A few economists (3 of 17 surveyed by Bloomberg) expected a
pause.
● Most expected this to be the last hike of the current tightening
cycle. We are still sticking with another hike in October.
● We are looking for the first cut in the repo rate to come in early
1Q FY2012/13 (Apr-Jun) with a total of 125 bp in cuts in the
next financial year.
● RBI says inflation remains “high, generalised and much above
the comfort zone”. It noted signs of growth moderation but
continued to sound more concerned on inflation.
● In our view, input price pressures are not going away in a hurry,
particularly with the weaker INR and increase in food prices…
● But it is not very clear to us that these input price pressures will
keep getting passed on to final goods’ prices by the same force
as has been the case so far. Corporate profitability looks set to
continue to face a meaningful squeeze.
RBI raised repo rate by 25 bp
RBI raised the repo rate by 25 bp as expected by the majority. A few
economists (3 of 17 surveyed by Bloomberg) expected a pause. The
repo rate now stands at 8.25%, with the upper (lower) end of the
corridor at 9.25% (7.25%). In July, RBI had surprised by hiking the
repo rate by 50 bp instead of 25 bp.
We are sticking with an October hike
Most expected this to be the last hike. We are still sticking with
another hike in October. We will not go so far as to say that an
October hike is a foregone conclusion because in current times
prospects for global growth and market sentiment can deteriorate
rapidly. But assuming that that there is no such major negative
change globally until end October, another hike looks likely at the
stage.
Rate cuts yes, but not in a hurry
We expect the RBI to cut rates, but not in a hurry. As signs of a
slowdown become more notable towards the end of this financial year,
RBI’s stance will clearly shift gears. We are looking for the first cut in
the repo rate to come in early 1Q FY2012/13 (Apr-Jun) with a total of
125 bp in cuts during the next financial year.

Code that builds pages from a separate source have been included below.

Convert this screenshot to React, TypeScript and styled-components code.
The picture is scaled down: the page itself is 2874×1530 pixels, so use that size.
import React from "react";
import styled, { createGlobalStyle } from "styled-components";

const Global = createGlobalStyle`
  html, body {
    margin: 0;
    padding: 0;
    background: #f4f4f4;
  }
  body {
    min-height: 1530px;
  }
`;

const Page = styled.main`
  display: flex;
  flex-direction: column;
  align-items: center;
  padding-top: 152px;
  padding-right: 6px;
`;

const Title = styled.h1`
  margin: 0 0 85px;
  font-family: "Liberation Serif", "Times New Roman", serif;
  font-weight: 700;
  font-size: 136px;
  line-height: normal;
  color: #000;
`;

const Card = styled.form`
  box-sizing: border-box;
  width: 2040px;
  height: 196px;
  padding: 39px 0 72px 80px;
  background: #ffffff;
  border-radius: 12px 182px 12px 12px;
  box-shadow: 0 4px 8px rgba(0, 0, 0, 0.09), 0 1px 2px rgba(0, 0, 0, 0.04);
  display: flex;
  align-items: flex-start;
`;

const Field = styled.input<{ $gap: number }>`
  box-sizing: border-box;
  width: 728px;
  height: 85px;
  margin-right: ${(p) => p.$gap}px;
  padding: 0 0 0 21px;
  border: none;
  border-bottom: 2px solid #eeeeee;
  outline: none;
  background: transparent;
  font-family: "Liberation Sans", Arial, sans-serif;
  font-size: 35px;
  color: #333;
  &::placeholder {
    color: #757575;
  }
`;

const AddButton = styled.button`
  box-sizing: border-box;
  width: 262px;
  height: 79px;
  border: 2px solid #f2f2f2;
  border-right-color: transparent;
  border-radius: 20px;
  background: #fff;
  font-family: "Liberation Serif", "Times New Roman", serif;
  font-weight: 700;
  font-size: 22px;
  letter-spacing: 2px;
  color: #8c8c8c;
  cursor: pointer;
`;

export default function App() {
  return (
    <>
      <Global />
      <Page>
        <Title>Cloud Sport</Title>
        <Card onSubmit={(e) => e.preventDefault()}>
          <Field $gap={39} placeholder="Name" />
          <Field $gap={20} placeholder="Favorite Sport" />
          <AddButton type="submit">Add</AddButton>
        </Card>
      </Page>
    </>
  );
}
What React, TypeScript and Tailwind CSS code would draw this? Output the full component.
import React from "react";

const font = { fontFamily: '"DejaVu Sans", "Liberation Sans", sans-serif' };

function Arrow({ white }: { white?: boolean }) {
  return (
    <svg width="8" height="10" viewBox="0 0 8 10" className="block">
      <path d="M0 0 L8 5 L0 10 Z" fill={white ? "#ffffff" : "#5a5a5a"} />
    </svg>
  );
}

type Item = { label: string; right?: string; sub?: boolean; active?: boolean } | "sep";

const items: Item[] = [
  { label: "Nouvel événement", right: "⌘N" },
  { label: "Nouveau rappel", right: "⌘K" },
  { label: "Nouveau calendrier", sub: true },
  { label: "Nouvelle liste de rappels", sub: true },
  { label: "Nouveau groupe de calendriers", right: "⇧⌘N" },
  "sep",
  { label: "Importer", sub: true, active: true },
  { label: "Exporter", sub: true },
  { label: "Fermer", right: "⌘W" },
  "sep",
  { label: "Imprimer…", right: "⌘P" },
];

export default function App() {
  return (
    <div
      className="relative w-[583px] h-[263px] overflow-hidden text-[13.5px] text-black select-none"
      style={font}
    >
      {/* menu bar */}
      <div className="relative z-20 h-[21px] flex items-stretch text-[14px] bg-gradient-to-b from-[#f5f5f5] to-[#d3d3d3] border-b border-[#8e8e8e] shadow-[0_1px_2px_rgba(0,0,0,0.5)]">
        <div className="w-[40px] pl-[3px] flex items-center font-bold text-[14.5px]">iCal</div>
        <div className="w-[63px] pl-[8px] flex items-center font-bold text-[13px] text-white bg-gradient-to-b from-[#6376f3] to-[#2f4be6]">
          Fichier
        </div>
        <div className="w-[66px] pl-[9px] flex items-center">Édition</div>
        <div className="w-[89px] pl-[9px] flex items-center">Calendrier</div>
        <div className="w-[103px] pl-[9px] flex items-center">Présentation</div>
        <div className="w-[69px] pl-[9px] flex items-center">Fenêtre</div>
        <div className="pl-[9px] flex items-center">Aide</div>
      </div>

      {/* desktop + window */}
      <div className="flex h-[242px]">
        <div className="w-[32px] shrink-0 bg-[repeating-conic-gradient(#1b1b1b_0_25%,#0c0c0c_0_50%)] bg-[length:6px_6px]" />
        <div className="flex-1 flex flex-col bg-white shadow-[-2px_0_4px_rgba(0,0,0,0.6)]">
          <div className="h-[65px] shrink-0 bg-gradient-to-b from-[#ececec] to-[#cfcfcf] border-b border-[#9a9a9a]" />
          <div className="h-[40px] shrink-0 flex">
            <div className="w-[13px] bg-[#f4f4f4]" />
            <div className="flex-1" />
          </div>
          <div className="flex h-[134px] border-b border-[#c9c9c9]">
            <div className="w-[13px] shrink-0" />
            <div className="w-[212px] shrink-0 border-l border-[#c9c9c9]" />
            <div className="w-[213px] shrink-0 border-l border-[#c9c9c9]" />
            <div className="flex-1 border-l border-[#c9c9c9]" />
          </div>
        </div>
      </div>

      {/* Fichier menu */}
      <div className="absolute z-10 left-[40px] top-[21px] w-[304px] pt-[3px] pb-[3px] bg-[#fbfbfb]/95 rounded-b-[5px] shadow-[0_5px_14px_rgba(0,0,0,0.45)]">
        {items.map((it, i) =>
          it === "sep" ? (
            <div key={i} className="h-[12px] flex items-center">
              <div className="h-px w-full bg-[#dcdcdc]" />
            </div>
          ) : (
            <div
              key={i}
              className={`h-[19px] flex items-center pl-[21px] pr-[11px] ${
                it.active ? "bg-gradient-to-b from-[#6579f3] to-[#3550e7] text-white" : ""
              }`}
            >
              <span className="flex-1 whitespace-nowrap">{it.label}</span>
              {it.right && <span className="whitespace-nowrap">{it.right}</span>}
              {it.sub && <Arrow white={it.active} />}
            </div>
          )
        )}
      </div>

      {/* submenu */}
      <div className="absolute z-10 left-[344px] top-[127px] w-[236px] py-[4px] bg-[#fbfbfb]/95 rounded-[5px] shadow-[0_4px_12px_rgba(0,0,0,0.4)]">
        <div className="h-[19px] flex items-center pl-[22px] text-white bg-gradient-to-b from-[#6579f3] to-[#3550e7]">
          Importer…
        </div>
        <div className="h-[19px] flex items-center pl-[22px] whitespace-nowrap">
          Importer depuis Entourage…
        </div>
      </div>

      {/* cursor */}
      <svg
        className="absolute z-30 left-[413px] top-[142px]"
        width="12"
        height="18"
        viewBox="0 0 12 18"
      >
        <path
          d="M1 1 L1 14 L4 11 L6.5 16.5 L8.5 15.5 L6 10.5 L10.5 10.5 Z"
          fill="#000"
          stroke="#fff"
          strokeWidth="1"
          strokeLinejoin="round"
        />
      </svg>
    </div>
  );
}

RBI says inflation remains “high, generalised and much
above the comfort zone”
The official statement, although slightly less hawkish than the July
statement, outlined enough concern on inflation for us to believe that
RBI has not completed its agenda yet. Not surprisingly, the central
bank did not seem happy about the rise in its ‘core’ measure of WPI
inflation in August – WPI manufactured ex food, from 7.5% YoY July
to 7.7% YoY, as, in its judgment, this suggests “persistent demand
side pressures”. Also, RBI rightly highlighted upside to input prices
from ongoing electricity tariff revisions and still elevated global oil
prices.
RBI noted signs of growth moderation but continued to
sound more concerned on inflation
RBI acknowledged the drop in the manufacturing PMI and the
slowdown in industrial and services sector GDP. With regard to the
weak July industrial production print, as we expected, the RBI chose
to ignore the headline number and instead took comfort in the fact that
growth excluding capital goods actually picked up in July. While RBI
observed that corporate margins have moderated, it still felt that there
was evidence of “significant” pass-through of input prices in most
sectors.
In our view, input price pressures are not going away in a
hurry…
…particularly given the weaker INR. This, along with food prices that
are going up at a decent clip, are likely to keep WPI inflation elevated
at 9% plus in the next few months at least.
…But it is not very clear to us that these input price
pressures will keep getting passed on to final goods’ prices
by the same force…
…as was the case in the last few months. After all, there are signs of
growth moderating and this moderation is likely to continue. In
addition, we have highlighted repeatedly, that unfortunately, for India,
lack of data make it very difficult to judge demand-side pressures.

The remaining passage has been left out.